The CRISPR-E test may provide a quantitative measurement of the essentiality of a gene. The efficiency of CRISPR-based gene cutting/editing is high and can be measured experimentally. Assuming that mutations generated from NHEJ are random, we can develop mathematical models/computing programs to calculate the probabilities of mutations. Experimentally measured frequency of gene inactivation (frameshift mutations of a gene) divided by the theoretical frequency gives rise to a number E, which provides a measurement of a gene’s essentiality. E > 1 means that inactivating the gene is beneficial for cell’s survival, E = 1 means that inactivating the gene has no effect on survival, 1 > E > 0 means that inactivating the gene has a negative effect on survival, and E = 0 means that the gene is essential.

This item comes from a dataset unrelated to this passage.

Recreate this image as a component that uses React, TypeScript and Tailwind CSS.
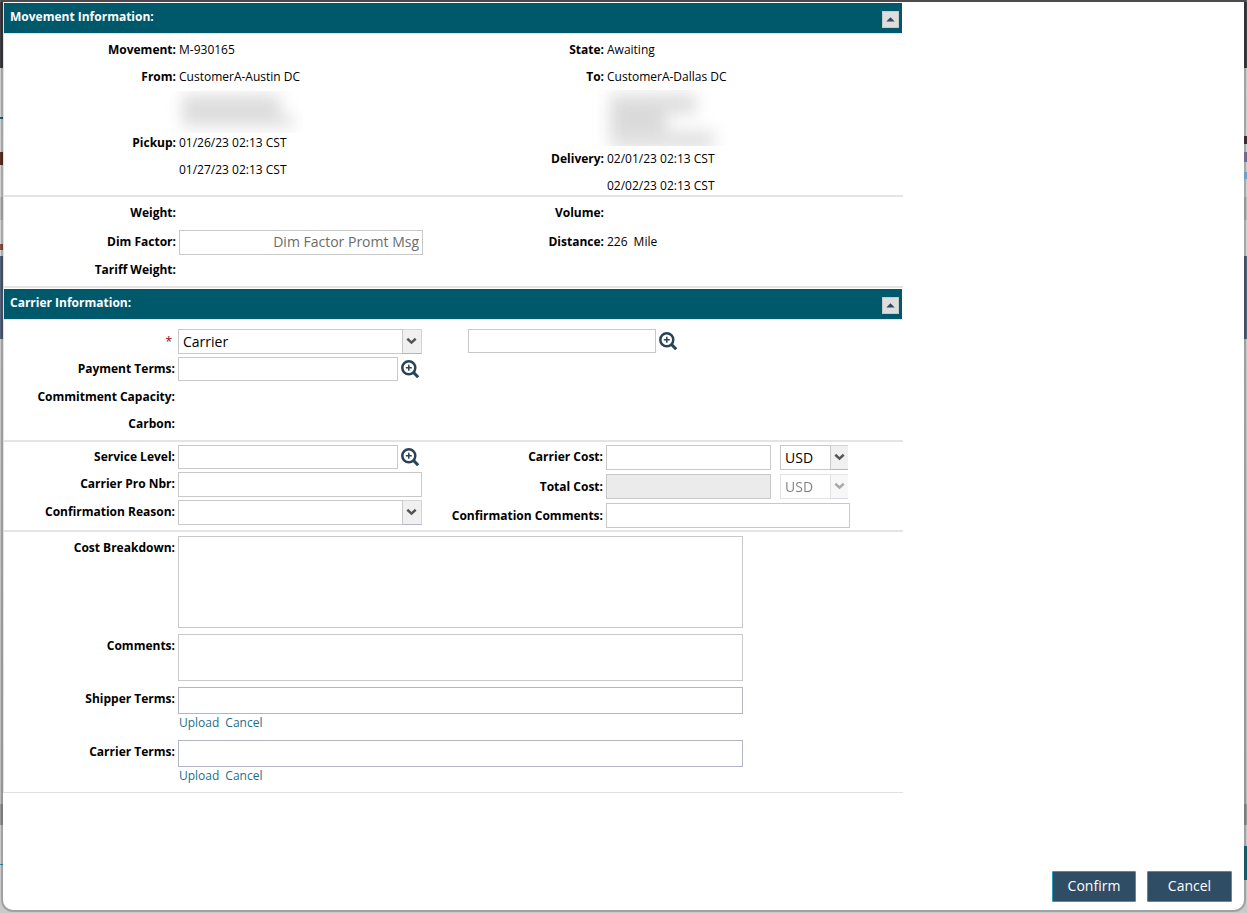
import { useState } from "react";
import type { ReactNode } from "react";
import { clsx } from "clsx";

const inputClass =
  "block border border-[#c8c8c8] bg-white px-1 text-[14px] leading-5 text-black outline-none";

function SectionHeader({
  title,
  open,
  onToggle,
}: {
  title: string;
  open: boolean;
  onToggle: () => void;
}) {
  return (
    <div className="mr-px flex h-[30px] items-start justify-between bg-[#00586b] pl-1.5 pr-[3px]">
      <h2 className="text-[12px] font-bold leading-[27px] text-white">{title}</h2>
      <button
        type="button"
        aria-label="Toggle section"
        aria-expanded={open}
        onClick={onToggle}
        className="mt-2 flex h-[17px] w-[17px] items-center justify-center border border-[#c9c9c9] bg-[#dedede]"
      >
        <svg
          width="9"
          height="5"
          viewBox="0 0 9 5"
          className={clsx("mb-px", !open && "rotate-180")}
        >
          <path d="M4.5 0.3L8.7 4.6H0.3z" fill="#2c4a60" />
        </svg>
      </button>
    </div>
  );
}

function Label({ htmlFor, children }: { htmlFor?: string; children: ReactNode }) {
  const className =
    "w-full shrink-0 text-right text-[12px] font-bold leading-5 text-black";
  return htmlFor ? (
    <label htmlFor={htmlFor} className={className}>
      {children}
    </label>
  ) : (
    <span className={className}>{children}</span>
  );
}

function Field({
  label,
  htmlFor,
  children,
  className,
  narrow,
  top,
}: {
  label: ReactNode;
  htmlFor?: string;
  children?: ReactNode;
  className?: string;
  narrow?: boolean;
  top?: boolean;
}) {
  return (
    <div
      className={clsx(
        "flex gap-[3px] text-[12px] leading-5",
        top ? "items-start" : "items-center",
        className
      )}
    >
      <div className={clsx("flex shrink-0", narrow ? "w-[171px]" : "w-[172px]", top && "pt-0.5")}>
        <Label htmlFor={htmlFor}>{label}</Label>
      </div>
      {children}
    </div>
  );
}

function Select({
  id,
  value,
  options,
  className,
  disabled,
  label,
  compact,
}: {
  id: string;
  value: string;
  options: string[];
  className: string;
  disabled?: boolean;
  label?: string;
  compact?: boolean;
}) {
  return (
    <div className={clsx("relative h-[25px]", className, disabled && "opacity-50")}>
      <select
        id={id}
        aria-label={label}
        defaultValue={value}
        disabled={disabled}
        className="h-full w-full appearance-none border border-[#c8c8c8] bg-white pl-1 pr-5 text-[14px] leading-5 text-black outline-none"
      >
        {options.map((o) => (
          <option key={o}>{o}</option>
        ))}
      </select>
      <span
        className={clsx(
          "pointer-events-none absolute inset-y-0 right-0 flex items-center justify-center border border-[#d4d4d8] border-b-[#b4b4c8] border-l-[#c8c8c8] bg-[#f0f0f0]",
          compact ? "w-[18px] border-r-0" : "w-5 pr-0.5"
        )}
      >
        <svg width="11" height="8" viewBox="0 0 11 8" className="mb-0.5">
          <path
            d="M1.3 1.8L5.5 5.6L9.7 1.8"
            fill="none"
            stroke="#555"
            strokeWidth="2.5"
          />
        </svg>
      </span>
    </div>
  );
}

function LookupButton({ label }: { label: string }) {
  return (
    <button type="button" aria-label={label} className="flex h-6 w-5 items-center">
      <svg width="18" height="18" viewBox="0 0 18 18" fill="none" stroke="#2a4256">
        <circle cx="7.8" cy="7.8" r="6.5" strokeWidth="2.5" />
        <path d="M7.8 4.8v6M4.8 7.8h6" strokeWidth="1.5" />
        <path d="M12.4 12.4L17.2 17.2" strokeWidth="3" />
      </svg>
    </button>
  );
}

function UploadField({ id, label }: { id: string; label: string }) {
  return (
    <Field label={label} htmlFor={id} narrow top>
      <div>
        <input
          id={id}
          className="block h-[27px] w-[565px] border border-[#b4b4c8] px-1 text-[14px] outline-none"
        />
        <div className="flex h-5 gap-1.5 pl-px leading-[17px] text-[#1c6f88]">
          <a href="#">Upload</a>
          <a href="#">Cancel</a>
        </div>
      </div>
    </Field>
  );
}

export default function App() {
  const [movementOpen, setMovementOpen] = useState(true);
  const [carrierOpen, setCarrierOpen] = useState(true);

  return (
    <div className="flex min-h-screen flex-col bg-[#b8b8b8] font-['Open_Sans',sans-serif] text-black">
      <div className="h-0.5 bg-[#5f5d62]" />
      <div className="flex flex-1 bg-[linear-gradient(#3e3e43_66px,#cccccc_66px,#d2d2d2_195px,#bdbdbd_195px,#bdbdbd_218px,#d2d2d2_218px,#d2d2d2_254px,#56627a_254px,#56627a_337px,#c8c8c8_337px,#bcbcbc_802px,#999999_802px,#999999_823px,#cacaca_823px)]">
        {/* Page edge left of the dialog */}
        <div className="w-[3px] shrink-0 bg-[linear-gradient(transparent_115px,#1d6071_115px,#1d6071_117px,transparent_117px,transparent_150px,#5c3027_150px,#5c3027_163px,transparent_163px,transparent_242px,#8b5346_242px,#8b5346_248px,transparent_248px,transparent_862px,#2f8fb5_862px,#2f8fb5_863px,transparent_863px)]" />
        <main className="mb-[3px] flex min-w-0 flex-1 flex-col rounded-b-[10px] bg-white shadow-[0_0_0_2px_#00000033]">
          <div className="w-full max-w-[900px] border-b border-l border-[#e0e0e0] pt-px">
            <SectionHeader
              title="Movement Information:"
              open={movementOpen}
              onToggle={() => setMovementOpen(!movementOpen)}
            />
            <div className="border-t border-[#e0e4ea]">
              {movementOpen && (
                <>
                  <div className="grid grid-cols-[428px_1fr] border-b-2 border-[#e4e4e4] pt-1.5">
                    <div>
                      <Field label="Movement:">M-930165</Field>
                      <Field label="From:" className="mt-[7px]">CustomerA-Austin DC</Field>
                      {/* Redacted address */}
                      <div className="ml-[158px] mt-1 h-[42px] w-[141px] overflow-hidden">
                        <div className="ml-5 mt-1 blur-[8px]">
                          <div className="h-5 w-[98px] bg-[#dcdcdc]" />
                          <div className="h-3 w-[112px] bg-[#e0e0e0]" />
                        </div>
                      </div>
                      <Field label="Pickup:">01/26/23 02:13 CST</Field>
                      <Field label="" className="mt-[7px]">01/27/23 02:13 CST</Field>
                    </div>
                    <div>
                      <Field label="State:">Awaiting</Field>
                      <Field label="To:" className="mt-[7px]">CustomerA-Dallas DC</Field>
                      <div className="ml-[158px] mt-[3px] h-14 w-[138px] overflow-hidden">
                        <div className="ml-5 mt-1 blur-[8px]">
                          <div className="h-5 w-[86px] bg-[#dddddd]" />
                          <div className="h-4 w-14 bg-[#d8d8da]" />
                          <div className="h-5 w-[104px] bg-[#e2e2e2]" />
                        </div>
                      </div>
                      <Field label="Delivery:" className="mt-[3px]">02/01/23 02:13 CST</Field>
                      <Field label="" className="-mb-px mt-[7px]">02/02/23 02:13 CST</Field>
                    </div>
                  </div>

                  <div className="grid grid-cols-[428px_1fr] border-b-2 border-[#e4e4e4] py-1.5">
                    <div>
                      <Field label="Weight:" />
                      <Field label="Dim Factor:" htmlFor="dim" top className="mt-[7px]">
                        <input
                          id="dim"
                          placeholder="Dim Factor Promt Msg"
                          className={clsx(
                            inputClass,
                            "h-[25px] w-[244px] px-[3px]! pb-0.5! text-right placeholder:text-[#6c6c6c]"
                          )}
                        />
                      </Field>
                      <Field label="Tariff Weight:" className="mt-[5px]" />
                    </div>
                    <div>
                      <Field label="Volume:" />
                      <Field label="Distance:" top className="mt-[7px]">
                        <span className="flex gap-1.5 pt-0.5">
                          <span>226</span>
                          <span>Mile</span>
                        </span>
                      </Field>
                    </div>
                  </div>
                </>
              )}
            </div>

            <div className="pt-px">
              <SectionHeader
                title="Carrier Information:"
                open={carrierOpen}
                onToggle={() => setCarrierOpen(!carrierOpen)}
              />
            </div>
            <div className="border-t border-[#e0e4ea]">
              {carrierOpen && (
                <>
                  <div className="grid grid-cols-[428px_1fr] border-b-2 border-[#e4e4e4] pb-1.5 pt-[9px]">
                    <div>
                      <Field
                        narrow
                        htmlFor="party"
                        label={<span className="pr-[3px] font-normal text-[#900010]">*</span>}
                      >
                        <Select
                          id="party"
                          label="Party type"
                          value="Carrier"
                          options={["Carrier", "Broker"]}
                          className="w-[244px]"
                        />
                      </Field>
                      <Field narrow top label="Payment Terms:" htmlFor="payment" className="mt-[3px]">
                        <input id="payment" className={clsx(inputClass, "h-6 w-[220px]")} />
                        <LookupButton label="Find payment terms" />
                      </Field>
                      <Field narrow label="Commitment Capacity:" className="mt-1.5" />
                      <Field narrow label="Carbon:" className="mt-[7px]" />
                    </div>
                    <div className="flex items-start gap-[3px] pl-9">
                      <input aria-label="Carrier" className={clsx(inputClass, "h-6 w-[188px]")} />
                      <LookupButton label="Find carrier" />
                    </div>
                  </div>

                  <div className="grid grid-cols-[428px_1fr] border-b-2 border-[#e4e4e4] pb-0.5 pt-[3px]">
                    <div className="flex flex-col gap-[3px]">
                      <Field narrow label="Service Level:" htmlFor="service">
                        <input id="service" className={clsx(inputClass, "h-6 w-[220px]")} />
                        <LookupButton label="Find service level" />
                      </Field>
                      <Field narrow top label="Carrier Pro Nbr:" htmlFor="pro">
                        <input id="pro" className={clsx(inputClass, "h-[25px] w-[244px]")} />
                      </Field>
                      <Field narrow top label="Confirmation Reason:" htmlFor="reason">
                        <Select id="reason" value="" options={[""]} className="w-[244px]" />
                      </Field>
                    </div>
                    <div className="flex flex-col gap-1">
                      <Field narrow top label="Carrier Cost:" htmlFor="cost">
                        <input id="cost" className={clsx(inputClass, "h-[25px] w-[165px]")} />
                        <Select
                          id="cost-currency"
                          label="Carrier cost currency"
                          value="USD"
                          options={["USD", "CAD"]}
                          className="ml-1.5 w-[68px]"
                          compact
                        />
                      </Field>
                      <Field narrow label="Total Cost:" htmlFor="total">
                        <input
                          id="total"
                          disabled
                          className="h-[25px] w-[165px] border border-[#c8c8c8] bg-[#ebebeb] px-1 text-[14px]"
                        />
                        <Select
                          id="total-currency"
                          label="Total cost currency"
                          value="USD"
                          options={["USD", "CAD"]}
                          className="ml-1.5 w-[68px]"
                          disabled
                          compact
                        />
                      </Field>
                      <Field narrow label="Confirmation Comments:" htmlFor="confirm-comments">
                        <input
                          id="confirm-comments"
                          className={clsx(inputClass, "h-[25px] w-[244px]")}
                        />
                      </Field>
                    </div>
                  </div>

                  <div className="flex flex-col gap-1.5 pb-[5px] pt-1">
                    <Field narrow top label="Cost Breakdown:" htmlFor="breakdown">
                      <textarea
                        id="breakdown"
                        className={clsx(inputClass, "h-[92px] w-[565px] resize-none")}
                      />
                    </Field>
                    <Field narrow top label="Comments:" htmlFor="comments">
                      <textarea
                        id="comments"
                        className={clsx(inputClass, "h-[47px] w-[565px] resize-none")}
                      />
                    </Field>
                    <UploadField id="shipper-terms" label="Shipper Terms:" />
                    <UploadField id="carrier-terms" label="Carrier Terms:" />
                  </div>
                </>
              )}
            </div>
          </div>

          {/* Footer */}
          <div className="mt-auto flex justify-end gap-[11px] pb-2 pr-3 pt-6">
            <button
              type="button"
              className="h-[31px] w-[84px] rounded-[1px] border border-[#2a9bbd] bg-[#2f4e66] pb-0.5 text-[14px] leading-5 text-white"
            >
              Confirm
            </button>
            <button
              type="button"
              className="h-[31px] w-[85px] rounded-[1px] border border-[#2a9bbd] bg-[#2f4e66] pb-0.5 text-[14px] leading-5 text-white"
            >
              Cancel
            </button>
          </div>
        </main>
        {/* Page edge right of the dialog */}
        <div className="w-[3px] shrink-0 bg-[linear-gradient(transparent_134px,#3b2a33_134px,#3b2a33_142px,transparent_142px,transparent_150px,#75688c_150px,#75688c_160px,transparent_160px,transparent_170px,#6fa0c4_170px,#6fa0c4_177px,transparent_177px,transparent_844px,#155a68_844px,#155a68_878px,transparent_878px)]" />
      </div>
    </div>
  );
}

CRISPR-E test is a simple method that can be applied to measuring quantitatively the essentiality of every gene in haploid or diploid cells of all organisms. If a gene is not essential for cell growth and proliferation, its essentiality can be further examined during other biological processes, such as cell migration, cell differentiation, and development of multicellular organisms. However, some studies indicated that mutations generated by a sgRNA may be biased17,18,19. Thus, while this method should work on essential genes it may not be reliably used for quantifying the essentiality of a non-essential gene. Future research efforts are required to quantitatively measure the essentiality of genes of interest in various organisms and to screen for those that are critical for various biological processes, by using this simple CRISPR-E method in different genetic and environmental contexts.

Methods

Strains, cell culture, plasmid construction and PCRs

Dictyostelium discoideum strains AX2 (wild type) and their transformants were incubated at 22 °C on culture dishes or in shaking culture in HL5 medium or on SM agar with Klebsiella aerogenes. Transformants were selected in HL5 medium with 20 µg/ml of G418. Using pTM1285 as the parental plasmid12, we inserted a gRNA scaffold-sgRNA sequence into the sgRNA-expressing cassettes and generated vectors expressing Cas9, GFP, G418-resistance cassette and sgRNA targeting KIF1A, fAR1 or Dync1li1. Each of the plasmids was transformed into AX2 (wild-type) cells. To sequence the target regions edited by sgRNA/Cas9 in individual clones, we amplified genomic DNA using PCR with the following primers: KIF1AF (5′-GAAGAGCAAGGTAAAAAGG-3′), KIF1AR (5′-CCTTTTACCAGAACCAGTTTG-3′), and the PCR product is 400 bp for WT; for fAR1, fAR1F (5′-ACGACCCATTGTATTAT-3′), fAR1R (5′- GACTTTGAGTACA AATATCG-3′), and the PCR product is 530 bp for WT; for Dync1li1, Dync1li1(5′-AAGAAGATATTTGGGGTC-3′), Dync1li1R (5′-GGTTGTGAAAAATCTAAAG-3′), and the PCR product is 337 bp for WT; grlBF (5′ AGTGGTCAAACTGAAATGGG 3′), grlBR (5′TCAATGTTTTCTTCTGGTTGT 3′) for grlB sgRNA 1 and the PCR product is 1901 bp for WT; grlB8F (5′TGTATCCATGGGTAGCTGGT3′), grlB8R (5′GCGGCACCTTGAGTTATCAT3′) for grlB sgRNA2 and the PCR product 448 bp for WT; grlC7F (5′TCAAGGTAGAATTGAAGTTGCCA3′), grlC7R (5′TCTTGCGCCAACCCAAAATG3′) for grlC sgRNA1 and the PCR product is 400 bp for WT; grlCF (5′GGTAGAATTGAAGTTGCCAAAGGT3′), grlCR.

(5′GCTAGTACAGCACCAGCTACA3′) for grlC sgRNA2 and the PCR product is 1988 bp for WT.